-- START Provided records --

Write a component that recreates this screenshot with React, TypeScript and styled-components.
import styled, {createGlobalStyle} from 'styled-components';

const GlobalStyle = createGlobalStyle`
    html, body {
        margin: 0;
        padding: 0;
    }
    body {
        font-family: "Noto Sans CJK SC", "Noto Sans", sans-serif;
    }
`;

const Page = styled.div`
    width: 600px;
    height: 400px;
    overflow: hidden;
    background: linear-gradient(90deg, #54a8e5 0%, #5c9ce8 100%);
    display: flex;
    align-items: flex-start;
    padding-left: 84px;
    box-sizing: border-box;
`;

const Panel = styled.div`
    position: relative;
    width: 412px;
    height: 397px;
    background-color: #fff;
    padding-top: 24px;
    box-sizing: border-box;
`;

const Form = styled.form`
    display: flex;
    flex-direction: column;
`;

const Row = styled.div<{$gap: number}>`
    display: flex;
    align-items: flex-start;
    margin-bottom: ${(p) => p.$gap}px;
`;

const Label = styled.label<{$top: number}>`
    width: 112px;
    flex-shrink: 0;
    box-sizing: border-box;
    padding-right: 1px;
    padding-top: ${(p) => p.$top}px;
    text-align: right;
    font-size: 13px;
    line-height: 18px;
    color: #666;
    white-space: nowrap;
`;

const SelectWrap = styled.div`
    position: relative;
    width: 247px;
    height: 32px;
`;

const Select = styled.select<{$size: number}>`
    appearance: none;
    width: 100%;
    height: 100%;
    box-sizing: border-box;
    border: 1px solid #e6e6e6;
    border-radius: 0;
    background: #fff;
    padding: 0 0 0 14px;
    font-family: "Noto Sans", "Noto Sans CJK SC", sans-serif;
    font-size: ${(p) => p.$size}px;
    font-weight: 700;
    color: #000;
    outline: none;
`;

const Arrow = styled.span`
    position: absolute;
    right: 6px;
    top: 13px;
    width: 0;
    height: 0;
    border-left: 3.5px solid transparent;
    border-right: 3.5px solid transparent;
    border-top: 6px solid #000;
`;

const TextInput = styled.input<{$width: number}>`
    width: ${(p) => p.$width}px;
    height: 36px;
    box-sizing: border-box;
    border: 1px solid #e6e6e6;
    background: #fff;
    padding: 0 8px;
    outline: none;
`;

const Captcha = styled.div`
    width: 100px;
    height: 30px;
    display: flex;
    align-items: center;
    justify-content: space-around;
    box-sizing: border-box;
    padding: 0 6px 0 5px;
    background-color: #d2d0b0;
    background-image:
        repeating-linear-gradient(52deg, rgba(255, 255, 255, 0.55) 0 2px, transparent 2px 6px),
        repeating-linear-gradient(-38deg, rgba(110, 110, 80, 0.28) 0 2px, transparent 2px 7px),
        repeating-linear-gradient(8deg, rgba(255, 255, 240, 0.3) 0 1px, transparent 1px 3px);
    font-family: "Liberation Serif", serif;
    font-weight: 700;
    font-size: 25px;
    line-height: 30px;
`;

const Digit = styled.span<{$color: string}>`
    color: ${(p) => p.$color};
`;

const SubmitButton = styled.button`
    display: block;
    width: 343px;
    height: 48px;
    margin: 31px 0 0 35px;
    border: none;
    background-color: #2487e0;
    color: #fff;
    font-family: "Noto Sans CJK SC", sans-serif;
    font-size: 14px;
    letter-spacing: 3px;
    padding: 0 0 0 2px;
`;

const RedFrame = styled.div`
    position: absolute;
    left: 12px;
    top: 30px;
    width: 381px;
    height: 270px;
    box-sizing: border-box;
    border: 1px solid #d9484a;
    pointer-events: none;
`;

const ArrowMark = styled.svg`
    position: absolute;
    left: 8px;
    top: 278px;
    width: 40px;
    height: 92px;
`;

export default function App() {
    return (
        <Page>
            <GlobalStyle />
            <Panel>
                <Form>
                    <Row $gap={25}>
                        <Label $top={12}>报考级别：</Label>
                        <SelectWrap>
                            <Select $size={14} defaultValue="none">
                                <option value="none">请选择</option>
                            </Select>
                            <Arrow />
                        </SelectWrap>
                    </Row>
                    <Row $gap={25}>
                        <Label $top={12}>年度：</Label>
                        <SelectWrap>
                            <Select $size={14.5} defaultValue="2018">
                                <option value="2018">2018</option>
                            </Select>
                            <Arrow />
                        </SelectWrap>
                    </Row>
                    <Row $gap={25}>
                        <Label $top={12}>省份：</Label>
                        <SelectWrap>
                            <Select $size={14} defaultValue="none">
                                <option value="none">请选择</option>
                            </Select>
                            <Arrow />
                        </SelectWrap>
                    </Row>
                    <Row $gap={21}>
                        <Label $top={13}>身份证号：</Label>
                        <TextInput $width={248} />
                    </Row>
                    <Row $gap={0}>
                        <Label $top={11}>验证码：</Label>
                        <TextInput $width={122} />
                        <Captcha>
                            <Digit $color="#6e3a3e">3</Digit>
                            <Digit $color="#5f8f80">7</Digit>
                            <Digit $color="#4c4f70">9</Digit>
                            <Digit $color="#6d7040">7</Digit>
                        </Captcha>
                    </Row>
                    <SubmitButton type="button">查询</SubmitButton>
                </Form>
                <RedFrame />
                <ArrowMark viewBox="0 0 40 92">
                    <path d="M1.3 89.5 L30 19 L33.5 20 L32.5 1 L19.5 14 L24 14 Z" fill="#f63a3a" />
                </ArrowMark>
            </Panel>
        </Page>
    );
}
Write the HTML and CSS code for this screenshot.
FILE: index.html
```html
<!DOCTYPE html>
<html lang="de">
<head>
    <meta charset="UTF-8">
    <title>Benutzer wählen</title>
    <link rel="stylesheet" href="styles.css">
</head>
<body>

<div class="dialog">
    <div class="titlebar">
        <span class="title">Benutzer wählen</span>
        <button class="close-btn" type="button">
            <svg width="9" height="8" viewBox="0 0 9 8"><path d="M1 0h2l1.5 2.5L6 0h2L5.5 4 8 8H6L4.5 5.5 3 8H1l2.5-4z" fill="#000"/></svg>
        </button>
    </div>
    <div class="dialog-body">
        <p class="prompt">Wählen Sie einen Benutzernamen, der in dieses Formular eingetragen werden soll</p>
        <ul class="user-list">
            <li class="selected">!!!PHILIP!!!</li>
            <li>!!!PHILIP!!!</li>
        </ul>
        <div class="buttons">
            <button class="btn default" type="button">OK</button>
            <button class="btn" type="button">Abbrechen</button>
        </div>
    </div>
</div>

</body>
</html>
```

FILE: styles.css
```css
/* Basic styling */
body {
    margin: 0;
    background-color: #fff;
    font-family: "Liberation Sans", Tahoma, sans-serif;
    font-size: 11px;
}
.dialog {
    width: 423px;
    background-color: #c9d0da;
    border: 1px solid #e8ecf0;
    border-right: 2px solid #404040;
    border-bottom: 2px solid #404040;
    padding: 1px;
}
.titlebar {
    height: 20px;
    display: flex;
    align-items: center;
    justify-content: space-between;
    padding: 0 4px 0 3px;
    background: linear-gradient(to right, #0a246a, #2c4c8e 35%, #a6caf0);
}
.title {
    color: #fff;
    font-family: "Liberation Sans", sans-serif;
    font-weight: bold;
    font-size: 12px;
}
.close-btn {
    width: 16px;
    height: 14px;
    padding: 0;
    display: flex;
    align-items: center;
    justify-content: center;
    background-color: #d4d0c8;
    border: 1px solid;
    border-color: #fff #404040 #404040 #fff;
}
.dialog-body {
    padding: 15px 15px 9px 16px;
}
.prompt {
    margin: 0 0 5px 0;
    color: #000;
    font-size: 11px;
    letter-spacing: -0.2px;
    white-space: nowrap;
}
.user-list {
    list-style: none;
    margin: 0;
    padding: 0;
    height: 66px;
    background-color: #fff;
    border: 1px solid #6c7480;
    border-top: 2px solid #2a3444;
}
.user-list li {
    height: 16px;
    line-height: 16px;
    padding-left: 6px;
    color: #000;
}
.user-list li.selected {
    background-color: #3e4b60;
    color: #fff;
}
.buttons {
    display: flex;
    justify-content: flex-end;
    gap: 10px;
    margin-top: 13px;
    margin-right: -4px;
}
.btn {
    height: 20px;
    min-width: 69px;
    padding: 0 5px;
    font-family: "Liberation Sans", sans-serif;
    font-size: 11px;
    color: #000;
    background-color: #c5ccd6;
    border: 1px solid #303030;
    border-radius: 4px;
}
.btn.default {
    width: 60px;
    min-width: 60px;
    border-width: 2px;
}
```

-- END Provided records --

▶ Task to carry out
Scan the material above for the string "screenshot" and return the lines that hold it.

▶ Solution to this problem
Write a component that recreates this screenshot with React, TypeScript and styled-components.
Write the HTML and CSS code for this screenshot.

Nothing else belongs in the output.